I got the wrong garages.

There's a water works installation just up the hill from where that picture was taken.

It was fairly dry in Clydebank and Erskine although I did get a view of the T&L over Dumbarton.


----------



## Br1an_g (Sep 4, 2008)

yeh, i got home to clydebank and went out the back sunbathing.. 

all happened so quickly, think it had only rained for about 20 min before the mrs took that pic.


----------



## nat1979 (May 23, 2009)

i got caught in the start of the rain didn't think it was that bad. we were on the erskine bridge and it was just sheets of water running of it as if some one had a couple layers of wax on it, lol

glad we went through when we did cos i don't think the front of my car would work as a hydrofoil.


----------



## spitfire (Feb 10, 2007)

Dougster said:


> I never got to the scene but spotted the fire service with blues on towing a rib.
> 
> SOP I would imagine if it was as deep as reported.
> 
> Spitfire might know.


Finished this morning m8. First I heard was your post.


----------



## Grizzle (Jul 12, 2006)

Me the mrs and a few friends went to Inverbeg for dinner tonight cut through stirling and down towards balloch it didnt half pelt down with rain loads of standing water which reminds me to order those new tires lmao.


----------



## big-daf (Jun 21, 2008)

ffs was bone dry all day in maryhill/summerston :doublesho seen the clouds earlier but thought it was nuthin...................... how wrong was i :lol::lol:


----------



## big-daf (Jun 21, 2008)

found on the tube :thumb:


----------



## Dougster (Jun 12, 2007)

Bonkers!!

There is a small burn that runs to the right of that picture down along the cycle track!

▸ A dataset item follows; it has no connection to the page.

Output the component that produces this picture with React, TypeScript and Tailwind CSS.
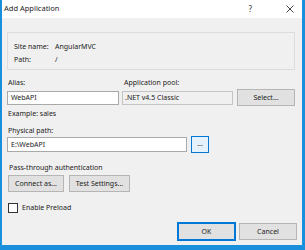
import React from "react";

const inputCls = "h-[14px] border border-[#a9a9a9] bg-white flex items-center px-[3px]";
const btnCls = "h-[17px] border border-[#b5b5b5] bg-[#e1e1e1] flex items-center justify-center";

const App = () => {
  return (
    <div className="w-[305px] h-[250px] flex flex-col bg-[#f0f0f0] border-l-2 border-r-[3px] border-b-[5px] border-[#1a8fdb] font-['Noto_Sans',sans-serif] text-[7px] leading-none text-[#1b1b1b]">
      {/* title bar */}
      <div className="h-[18px] shrink-0 bg-white flex items-center pl-[2px]">
        <span className="text-[7.5px]">Add Application</span>
        <span className="ml-auto mr-[34px] text-[8px] text-[#333]">?</span>
        <svg width="8" height="8" viewBox="0 0 8 8" className="mr-[8px]">
          <path d="M0.5 0.5 L7.5 7.5 M7.5 0.5 L0.5 7.5" stroke="#333" strokeWidth="0.9" />
        </svg>
      </div>

      {/* site info */}
      <div className="mt-[14px] ml-[5px] mr-[7px] h-[38px] border border-[#dcdcdc] pt-[7px] pl-[6px]">
        <div className="h-[13px] flex items-center">
          <span className="w-[41px]">Site name:</span>
          <span>AngularMVC</span>
        </div>
        <div className="h-[13px] flex items-center">
          <span className="w-[41px]">Path:</span>
          <span>/</span>
        </div>
      </div>

      {/* alias and pool */}
      <div className="mt-[6px] h-[12px] flex items-center">
        <span className="ml-[6px] w-[116px]">Alias:</span>
        <span>Application pool:</span>
      </div>
      <div className="h-[19px] flex items-center">
        <div className={`${inputCls} ml-[5px] w-[112px]`}>WebAPI</div>
        <div className="h-[14px] ml-[3px] w-[111px] border border-[#c4c4c4] bg-[#f0f0f0] flex items-center px-[2px]">.NET v4.5 Classic</div>
        <div className={`${btnCls} ml-[4px] w-[58px]`}>Select...</div>
      </div>
      <div className="h-[12px] flex items-center pl-[6px]">Example: sales</div>

      {/* physical path */}
      <div className="mt-[6px] h-[11px] flex items-center pl-[6px]">Physical path:</div>
      <div className="h-[17px] flex items-center">
        <div className={`${inputCls} h-[15px] ml-[5px] w-[180px]`}>E:\WebAPI</div>
        <div className="ml-[4px] w-[18px] h-[17px] border border-[#0078d7] bg-[#e5f1fb] flex items-center justify-center pb-[3px]">...</div>
      </div>

      {/* pass-through */}
      <div className="mt-[8px] h-[12px] flex items-center pl-[7px]">Pass-through authentication</div>
      <div className="mt-[2px] flex items-center">
        <div className={`${btnCls} ml-[6px] w-[56px]`}>Connect as...</div>
        <div className={`${btnCls} ml-[5px] w-[61px]`}>Test Settings...</div>
      </div>

      {/* preload */}
      <div className="mt-[9px] h-[13px] flex items-center pl-[6px]">
        <div className="w-[10px] h-[10px] border border-[#333] bg-white" />
        <span className="ml-[4px]">Enable Preload</span>
      </div>

      {/* footer */}
      <div className="mt-[8px] h-[19px] flex items-center justify-end pr-[5px]">
        <div className="h-[19px] w-[59px] border-2 border-[#0078d7] bg-[#e1e1e1] flex items-center justify-center">OK</div>
        <div className={`${btnCls} ml-[3px] w-[58px]`}>Cancel</div>
      </div>
    </div>
  );
};

export default App;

It's about 4-5ft down from the road so Christ knows what it was like in there.


----------



## amcfad (May 22, 2009)

I live a few miles from here and it was dry all day, been saying to swmbo for days that the weather man's predictions of heavy rain have been well out! looks like we just missed it !


----------



## Br1an_g (Sep 4, 2008)

big-daf said:


> YouTube - Flash Flood - Dumbarton 14-6-09
> found on the tube :thumb:


LOL, those poor sods havent even got to the bad bit yet


----------